Yesterday morning Eliahu called a press conference and announced his intentions to convene a special assembly of the bank's board to approve Klein's appointment, which would be effective following the retirement of current board chairman Eitan Raff.

In the past few weeks Eliahu took advantage of every opportunity to declare his intentions to try to gain control of Leumi. Although he has not yet filed an official request with the Bank of Israel to approve his purchase of a controlling stake in Leumi, Eliahu has told various audiences that he wants to buy a substantial share of the state's holdings in Leumi, when these are put up for sale.

According to the central bank's interpretation of the Marani law, which allows shareholders to appoint board members at banks, a board member cannot be chosen by someone who has not received a controlling shareholder's permit from the Bank of Israel, and Eliahu has received no such permit. This interpretation is not a given.

According to the Companies Law, a shareholder can suggest a candidate to represent him on a company's board. Similarly, that law allows a shareholder to vote in a general assembly for a particular candidate to the board.

Eliahu owns almost 10% of Leumi's share equity, and is therefore entitled to propose a candidate to represent him on the bank's board. He can also vote for such a candidate at a shareholders' assembly. Even so, the central bank apparently feels that the combination of these two - presenting a candidate and then voting for him at the assembly - is forbidden, as it is tantamount to appointing a board member at a bank.
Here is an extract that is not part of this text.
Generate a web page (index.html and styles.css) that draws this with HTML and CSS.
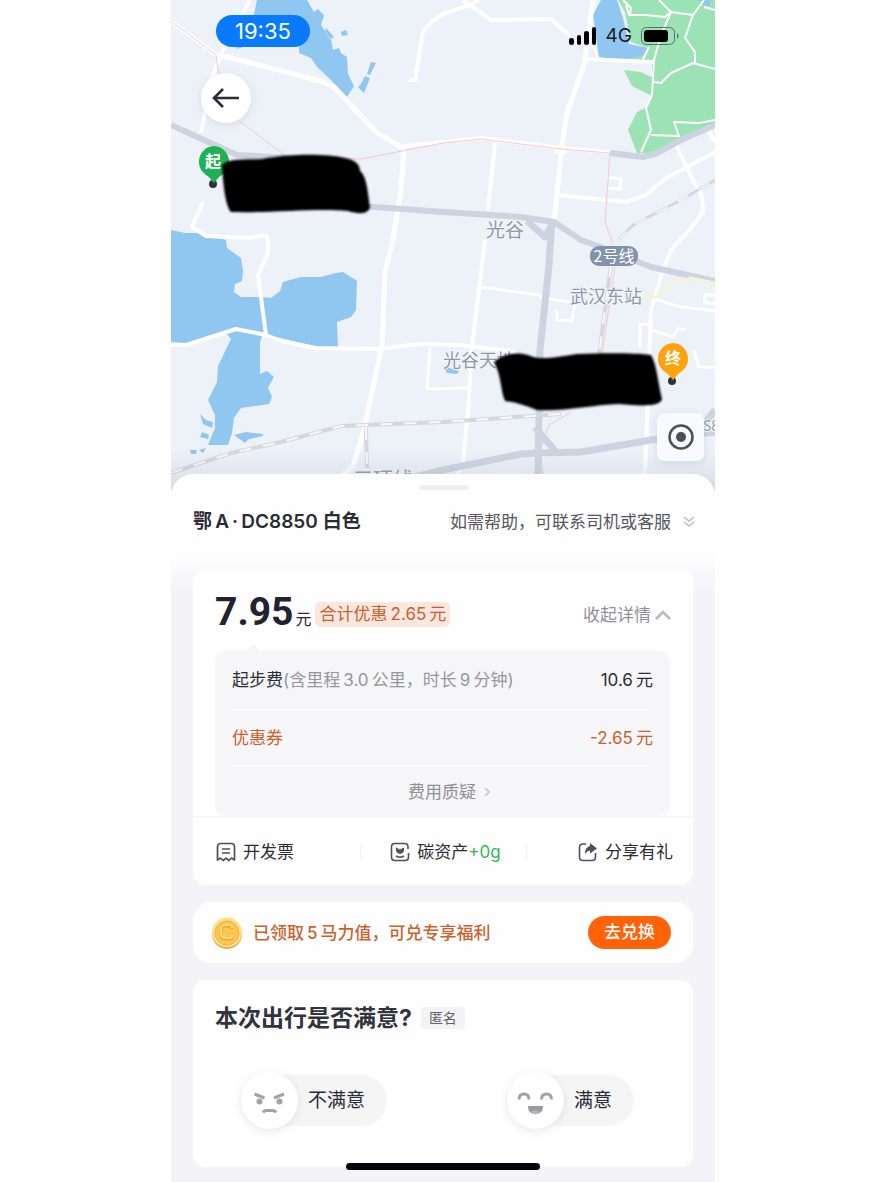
FILE: index.html
```html
<!DOCTYPE html>
<html lang="zh-CN">
<head>
<meta charset="utf-8">
<meta name="viewport" content="width=device-width, initial-scale=1">
<title>行程详情</title>
<link rel="stylesheet" href="styles.css">
</head>
<body>
<main class="phone">
  <section class="map" aria-label="地图">
    <svg class="map-canvas" viewBox="0 0 544 490">
      <defs>
        <filter id="soft" x="-10%" y="-20%" width="120%" height="140%"><feGaussianBlur stdDeviation="1.2"/></filter>
        <linearGradient id="shade" x1="0" y1="0" x2="0" y2="1"><stop offset="0" stop-color="#aab4c6" stop-opacity="0"/><stop offset="1" stop-color="#9aa4b8" stop-opacity=".3"/></linearGradient>
      </defs>
      <rect width="544" height="490" fill="#edf1f8"/>
      <g fill="#8fc7f0">
        <path d="M86 0L83 14 62 40 66 49 75 46 128 46 128 53 140 58 146 67 160 80 176 97 183 86 177 74 176 57 170 53 168 48 162 50 160 40 150 25 153 15 147 9 143 12 136 0Z"/>
        <path d="M155 28L163 37 160 39 154 31ZM170 32L175 30 177 35 171 36ZM200 62L205 63 199 75 196 74ZM194 76L199 78 193 93 187 87 190 84Z"/>
        <path d="M430 0L422 15 428 57 453 61 475 55 477 48 458 44 452 18 446 0Z"/>
        <path d="M0 230L14 233 30 233 55 240 56 248 70 258 72 271 71 281 64 284 63 292 70 297 90 297 100 298 109 291 112 282 130 277 150 277 165 273 172 272 186 281 185 310 180 317 166 322 167 347 145 347 110 338 92 334 89 342 89 374 96 371 103 377 97 388 101 397 98 404 70 408 63 418 61 433 57 445 37 445 44 428 44 415 37 400 46 382 47 366 60 339 55 333 15 343 0 342Z"/>
        <path d="M29 414L35 420 42 422 41 428 32 424ZM31 432L38 435 37 439 29 437ZM19 450L26 450 25 454 20 454ZM28 450L35 448 32 453ZM63 435L75 432 92 434 92 436 78 439 74 443ZM272 366L288 371 286 374 276 373Z"/>
      </g>
      <path fill="#9be2b4" d="M447 0L544 0 544 126 515 138 500 147 485 153 466 153 457 130 466 112 476 107 481 96 461 86 453 70 470 72 480 77 480 72 453 61 476 54 477 48 460 42 454 12Z"/>
      <path fill="#edf1f8" d="M456 63L481 63 481 77 465 69Z"/>
      <path fill="#8fc7f0" d="M526 0L540 0 538 7Z"/>
      <g fill="none" stroke="#fff" stroke-width="2" stroke-linejoin="round">
        <path d="M455 5L458 15 475 15 494 17 500 12 522 15 533 0M488 0L500 12 490 35 483 60 481 95 475 108 480 130 470 152M483 82L490 83 500 73 522 63 544 69M522 15L514 38 524 52 524 63M480 135L508 136 503 122 528 123 544 120M533 7L544 10M452 0L460 8 459 15M422 46L427 58M478 47L472 59"/>
      </g>
      <g fill="none" stroke="#fff" stroke-width="4" stroke-linejoin="round">
        <path stroke-width="5" d="M45 55L60 58 150 81 163 87 176 101 205 132 232 148M233 148L230 190 222 240 214 272 211 345 193 430 182 466 168 478M422 0L415 50 414 62 396 113 391 145 383 222"/>
        <path d="M0 21L45 55M79 0L52 50 40 80 30 133M272 14L260 22 252 32 244 80 238 80M272 14L299 5 320 20 380 19 399 36M292 0L299 5 308 0M415 59L482 62M226 147L272 142 310 138 390 148 439 152M388 195L455 202 475 195 495 178 520 165 544 152M536 128L544 142M505 145L518 172 531 197 532 212 520 228 500 250 492 270 480 310 474 474M324 143L317 210M384 151L396 151"/>
        <path d="M0 345L15 345 65 329 95 335 110 341 145 348 205 349 250 344 290 345 344 352M95 335L87 275 97 253 97 240 95 235 78 238 35 236 21 227 32 202M314 240L300 355 298 400 292 462 287 474"/>
        <path stroke-width="3" d="M311 287L368 295 374 301M374 298L404 303 401 321 386 320 386 310M480 298L510 307 544 311M469 347L469 324 479 325M259 347L256 389 296 388M436 177L450 179 449 189 438 188M544 295L534 295 534 302 544 304M480 330L502 337 507 329 515 329M523 350L528 367 544 367"/>
      </g>
      <g fill="none" stroke="#f5c9cd" stroke-width="1">
        <path d="M0 21L45 55 47 70 67 120 115 156 190 159 272 143 310 139 390 149 439 153 434 222 442 244M445 260L431 355M372 474L369 450 378 425 400 412"/>
      </g>
      <g fill="none" stroke="#cbd4e0" stroke-width="6" stroke-linejoin="round">
        <path d="M0 125L66 155 120 158M190 206L272 212 350 217 383 222 410 240 435 249 480 267 544 281M439 153L472 157 486 153 510 140 544 125"/>
        <path stroke-width="7" d="M381 221L378 265 369 350 367 474M240 478L272 470 350 454 364 453 410 452 480 440 544 432M364 427L385 452M356 221L374 237 383 222M527 432L544 410"/>
      </g>
      <g fill="none">
        <path stroke="#d6d7da" stroke-width="4" d="M0 473L60 453 110 442 170 426 220 424 272 422 390 414M195 428L196 468M440 265L428 355"/>
        <path stroke="#f8f9fa" stroke-width="2" stroke-dasharray="12 12" d="M0 473L60 453 110 442 170 426 220 424 272 422 390 414M195 428L196 468M440 265L428 355"/>
        <path stroke="#d6d7da" stroke-width="3" d="M447 240L462 225 510 200 544 180"/>
        <path stroke="#f8f9fa" stroke-width="1.500" stroke-dasharray="12 12" d="M447 240L462 225 510 200 544 180"/>
        <path stroke="#f6f3d9" stroke-width="3" d="M466 298L485 297 498 284 520 278 544 283"/>
      </g>
      <g class="map-label">
        <text x="315" y="237" font-size="19">光谷</text>
        <text x="399" y="303" font-size="18">武汉东站</text>
        <text x="272" y="367" font-size="18">光谷天地</text>
        <text x="182" y="487" font-size="20">三环线</text>
        <text x="532" y="431" font-size="14">S8</text>
      </g>
      <rect x="419" y="246" width="48" height="20" rx="9" fill="#8392ad"/>
      <text class="line-label" x="443" y="262" text-anchor="middle">2号线</text>
      <rect y="450" width="544" height="40" fill="url(#shade)"/>
      <circle cx="42" cy="184" r="4" fill="#303238"/>
      <path fill="#1fb155" d="M43 146a15.500 15.500 0 0 1 15 16c0 7-4 11-10 15l-5 6-5-6c-6-4-10-8-10-15a15.500 15.500 0 0 1 15-16Z"/>
      <text class="pin-label" x="42" y="167" text-anchor="middle">起</text>
      <circle cx="501" cy="381" r="4" fill="#303238"/>
      <path fill="#fba30c" d="M502 343a15.500 15.500 0 0 1 15 16c0 7-4 11-10 15l-5 6-5-6c-6-4-10-8-10-15a15.500 15.500 0 0 1 15-16Z"/>
      <text class="pin-label" x="502" y="364" text-anchor="middle">终</text>
      <g filter="url(#soft)">
        <path d="M51 165C58 158 74 160 91 159 115 154 155 153 174 158 186 160 189 166 189 171 196 176 197 195 199 207 197 215 187 214 177 211 146 208 106 213 60 212 54 205 52 182 51 165Z"/>
        <path d="M323 362C332 353 348 352 357 355 370 361 385 357 406 354 435 353 465 353 480 355 486 365 487 384 491 399 489 407 470 406 448 404 420 405 390 412 366 410 357 407 350 403 334 401 329 389 331 377 323 362Z"/>
      </g>
    </svg>
    <div class="status">
      <span class="clock">19:35</span>
      <span class="signals">
        <svg width="28" height="18" viewBox="0 0 28 18" aria-hidden="true"><path d="M0 13a2.500 2 0 0 1 5 0v3a2.500 2 0 0 1-5 0ZM8 10a2 2 0 0 1 4 0v6a2 2 0 0 1-4 0ZM15 6a2.500 2 0 0 1 5 0v10a2.500 2 0 0 1-5 0ZM23 2a2 2 0 0 1 4 0v14a2 2 0 0 1-4 0Z"/></svg>
        <span>4G</span>
        <svg width="38" height="18" viewBox="0 0 38 18" aria-hidden="true"><rect x=".5" y=".5" width="33" height="17" rx="5" fill="none" stroke="#626a72"/><rect x="3" y="3" width="24" height="12" rx="3"/><path d="M36 6q3 3 0 6Z" fill="#626a72"/></svg>
      </span>
    </div>
    <button class="back" type="button" aria-label="返回"><svg width="28" height="22" viewBox="0 0 28 22"><path d="M27 11H2M11 2L2 11l9 9" fill="none" stroke="#2e2b38" stroke-width="2.600"/></svg></button>
    <button class="locate" type="button" aria-label="定位"><svg width="28" height="28" viewBox="0 0 28 28"><circle cx="14" cy="14" r="11.500" fill="none" stroke="#4d4d58" stroke-width="2.500"/><circle cx="14" cy="14" r="5" fill="#4d4d58"/></svg></button>
  </section>

  <section class="sheet">
    <header class="sheet-head">
      <span class="grip"></span>
      <div class="car-row">
        <h1 class="plate">鄂&thinsp;A&thinsp;·&thinsp;DC8850 白色</h1>
        <button class="help" type="button">如需帮助，可联系司机或客服
          <svg width="12" height="12" viewBox="0 0 12 12" aria-hidden="true"><path d="M1 1l5 4 5-4M1 6l5 4 5-4" fill="none" stroke="#bcbcc2" stroke-width="1.500"/></svg>
        </button>
      </div>
    </header>

    <div class="cards">
      <article class="card">
        <div class="price-row">
          <div class="total"><strong class="price">7.95</strong><span class="unit">元</span></div>
          <span class="saving">合计优惠&thinsp;2.65&thinsp;元</span>
          <button class="toggle" type="button">收起详情
            <svg width="16" height="11" viewBox="0 0 16 11" aria-hidden="true"><path d="M1 10l7-7 7 7" fill="none" stroke="#b9b9be" stroke-width="2.500"/></svg>
          </button>
        </div>
        <div class="details">
          <div class="fee"><span>起步费<span class="muted">(含里程&thinsp;3.0&thinsp;公里，时长&thinsp;9&thinsp;分钟)</span></span><span>10.6&thinsp;元</span></div>
          <div class="fee coupon"><span>优惠券</span><span>-2.65&thinsp;元</span></div>
          <button class="dispute" type="button">费用质疑
            <svg width="7" height="12" viewBox="0 0 7 12" aria-hidden="true"><path d="M1 2l4 4-4 4" fill="none" stroke="#c3c3c8" stroke-width="1.500"/></svg>
          </button>
        </div>
        <nav class="actions">
          <button class="action first" type="button"><svg width="20" height="20" viewBox="0 0 20 20" aria-hidden="true"><path d="M1.500 18V5q0-3.500 3.500-3.500h10q3.500 0 3.500 3.500v13l-3-2-2.700 2.500L10 16.200l-2.800 2.300L4.500 16ZM6 7h8M6 11h8" fill="none" stroke="#50505a" stroke-width="1.700" stroke-linejoin="round"/></svg>开发票</button>
          <button class="action" type="button"><svg width="20" height="20" viewBox="0 0 20 20" aria-hidden="true"><path d="M18 7V5q0-3.500-3.500-3.500H5Q1.500 1.500 1.500 5v10q0 3.500 3.500 3.500h10q3.500 0 3.500-3.500v-4M6 14q4 2.500 8 0" fill="none" stroke="#50505a" stroke-width="1.600"/><path d="M10 12Q5 11 6 5.500q2.500 0 3 2.500l1-2 1 2q.5-2.500 3-2.500 1 5.500-4 6.500Z" fill="#50505a"/></svg><span>碳资产<span class="green">+0g</span></span></button>
          <button class="action last" type="button"><svg width="20" height="20" viewBox="0 0 20 20" aria-hidden="true"><path d="M8 2H5Q1.500 2 1.500 5.500V15q0 3.500 3.500 3.500h9q3.500 0 3.500-3.500v-4" fill="none" stroke="#50505a" stroke-width="1.600"/><path d="M12 1l7 5.500-7 5V8.500q-3 .2-5 3.500 0-7 5-8Z" fill="#50505a"/></svg>分享有礼</button>
        </nav>
      </article>

      <article class="card reward">
        <svg width="32" height="32" viewBox="0 0 32 32" aria-hidden="true"><circle cx="16" cy="17" r="15" fill="#e0a04a"/><circle cx="16" cy="15.500" r="15" fill="#ffe084"/><circle cx="16" cy="16" r="12" fill="#f9c650" stroke="#f0b240"/><path d="M21 12v-1q0-2-2-2h-4q-5 0-5 5v3q0 5 5 5h4q2 0 2-2v-1" fill="none" stroke="#eba53c" stroke-width="3"/><path d="M21 11v-1q0-2-2-2h-4q-5 0-5 5v3q0 5 5 5h4q2 0 2-2v-1" fill="none" stroke="#ffdc80" stroke-width="2"/></svg>
        <span class="reward-text">已领取&thinsp;5&thinsp;马力值，可兑专享福利</span>
        <button class="redeem" type="button">去兑换</button>
      </article>

      <article class="card rating">
        <div class="rating-head"><h2>本次出行是否满意?</h2><span class="tag">匿名</span></div>
        <div class="choices">
          <button class="choice" type="button"><span class="face"><svg width="57" height="57" viewBox="0 0 57 57" aria-hidden="true"><g fill="none" stroke="#a2a2aa" stroke-width="3"><path d="M13.500 22l10 4M43 22l-10 4M22 40.500q1-2 4-2h5q3 0 4 2"/></g><circle cx="18.500" cy="29.500" r="3" fill="#a2a2aa"/><circle cx="38.500" cy="29.500" r="3" fill="#a2a2aa"/></svg></span>不满意</button>
          <button class="choice" type="button"><span class="face"><svg width="57" height="57" viewBox="0 0 57 57" aria-hidden="true"><g fill="none" stroke="#a2a2aa" stroke-width="3"><path d="M12 27.500q0-5.500 5-5.500t5 5.500M34.500 27.500q0-5.500 5-5.500t5 5.500"/></g><path d="M21 34h15q0 8-7.500 8T21 34Z" fill="#9999a2"/><path d="M24 40q4-3 9 0-4 3-9 0" fill="#b9b9c0"/></svg></span>满意</button>
        </div>
      </article>
    </div>
    <span class="home-bar"></span>
  </section>
</main>
</body>
</html>
```

FILE: styles.css
```css
* { box-sizing: border-box; }
body {
  margin: 0;
  background: #fefefe;
  color: #2c2c36;
  font: 17px/24px Inter, "Noto Sans CJK SC", sans-serif;
}
button {
  margin: 0;
  padding: 0;
  border: 0;
  background: none;
  color: inherit;
  font: inherit;
  white-space: nowrap;
  cursor: pointer;
}
svg { display: block; flex: none; }
h1, h2 { margin: 0; }

.phone { max-width: 544px; margin: 0 auto; background: #f3f3f8; }

.map { position: relative; overflow: hidden; }
.map-canvas { width: 100%; height: auto; }
.map-label {
  fill: #8b97ad;
  stroke: #f5f8fc;
  stroke-width: 2px;
  paint-order: stroke;
  font-family: "Noto Sans CJK SC", sans-serif;
}
.line-label { font: 16px "Noto Sans CJK SC", sans-serif; fill: #fff; }
.pin-label { font: 700 16px "Noto Sans CJK SC", sans-serif; fill: #fff; }
.status {
  position: absolute;
  top: 15px;
  left: 45px;
  right: 36px;
  display: flex;
  justify-content: space-between;
  align-items: flex-start;
}
.clock {
  padding: 0 19px;
  border-radius: 16px;
  background: #077aff;
  color: #fff;
  font-size: 22px;
  line-height: 32px;
}
.signals {
  display: flex;
  align-items: center;
  gap: 9px;
  padding-top: 9px;
  color: #17191e;
  font-size: 19px;
}
.back {
  position: absolute;
  top: 73px;
  left: 30px;
  display: grid;
  place-items: center;
  width: 50px;
  height: 50px;
  border-radius: 50%;
  background: #fefefe;
  box-shadow: 0 2px 8px #8892a633;
}
.locate {
  position: absolute;
  right: 11px;
  bottom: 29px;
  display: grid;
  place-items: center;
  width: 47px;
  height: 48px;
  border-radius: 7px;
  background: #f8fafd;
  box-shadow: 0 2px 8px #8892a633;
}

.sheet {
  position: relative;
  margin-top: -16px;
  padding-bottom: 15px;
  border-radius: 22px 22px 0 0;
  background: linear-gradient(#fefefe 80px, #f3f3f8 120px);
}
.sheet-head { padding: 11px 20px 0 22px; height: 96px; }
.grip { display: block; width: 50px; height: 5px; margin: 0 auto; border-radius: 3px; background: #efeff1; }
.car-row { display: flex; justify-content: space-between; align-items: center; padding-top: 20px; }
.plate { font-size: 19px; font-weight: 600; line-height: 24px; white-space: nowrap; }
.help { display: flex; align-items: center; gap: 12px; color: #56565f; }

.cards { display: grid; gap: 17px; padding: 0 22px; }
.card { min-width: 0; border-radius: 12px; background: #fefefe; }
.price-row {
  display: flex;
  align-items: center;
  height: 81px;
  padding: 8px 22px 0;
}
.total { display: flex; align-items: baseline; height: 64px; }
.price { font: 700 39px/58px Roboto, sans-serif; color: #222230; }
.unit { margin: 0 4px 0 2px; font-size: 16px; }
.saving { padding: 0 4px; border-radius: 5px; background: #fce7df; color: #c4622f; line-height: 25px; white-space: nowrap; }
.toggle { display: flex; align-items: center; gap: 4px; margin-left: auto; color: #909098; }

.details { position: relative; margin: 0 23px 0 22px; padding: 0 17px; border-radius: 10px; background: #f6f6f8; }
.details::before {
  content: "";
  position: absolute;
  top: -7px;
  left: 30px;
  border: solid transparent;
  border-width: 0 8px 7px;
  border-bottom-color: #f6f6f8;
}
.fee {
  display: flex;
  justify-content: space-between;
  padding: 17px 0;
  border-bottom: 2px solid #fcfcfd;
}
.coupon { padding: 15px 0; color: #c9602d; }
.muted { color: #96969d; }
.dispute {
  display: flex;
  align-items: center;
  justify-content: center;
  gap: 8px;
  width: 100%;
  padding: 13px 0 12px 14px;
  color: #909098;
}
.actions { display: grid; grid-template-columns: repeat(3, 1fr); padding: 27px 0 25px; border-top: 1px solid #f4f4f6; }
.action {
  display: flex;
  align-items: center;
  justify-content: center;
  gap: 7px;
  height: 16px;
  padding-left: 4px;
}
.action + .action { border-left: 1px solid #f2f2f4; }
.first { justify-content: flex-start; padding-left: 23px; }
.last { justify-content: flex-end; padding-right: 20px; }
.green { color: #35b65c; }

.reward { display: flex; align-items: center; gap: 10px; padding: 14px 22px 14px 18px; border-radius: 18px; }
.reward-text { color: #cb622e; font-weight: 500; white-space: nowrap; }
.redeem {
  margin-left: auto;
  padding: 0 16px;
  border-radius: 17px;
  background: #ff6207;
  color: #fff;
  font-weight: 500;
  line-height: 33px;
}

.rating { padding: 22px 0 38px; }
.rating-head { display: flex; align-items: center; gap: 9px; padding: 0 22px; }
.rating-head h2 { font-size: 23px; font-weight: 700; line-height: 32px; color: #33333d; }
.tag { padding: 0 8px; border-radius: 4px; background: #f3f3f5; color: #61616a; font-size: 14px; line-height: 22px; }
.choices { display: flex; justify-content: space-between; padding: 38px 59px 0 48px; }
.choice {
  display: flex;
  align-items: center;
  gap: 10px;
  margin: 3px 0;
  padding-right: 22px;
  height: 51px;
  border-radius: 26px;
  background: #f5f5f6;
  font-size: 19px;
}
.face { border-radius: 50%; background: #fefefe; box-shadow: 0 2px 8px #60606822; }

.home-bar {
  position: absolute;
  left: 0;
  right: 0;
  bottom: 12px;
  width: 194px;
  height: 7px;
  margin: 0 auto;
  border-radius: 4px;
  background: #03030b;
}
```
The right to appoint a board member is reserved, as explained above, only to someone who has received express permission for such by the central bank. Eliahu is not expected to receive such a permit at this stage, and can therefore also not be allowed to appoint a member of the bank's board.

The Bank of Israel supports an amendment to the Marani Law, such that in future any shareholder in a bank will be entitled to appoint a representative to the bank's board, even without a controlling shareholder's permit.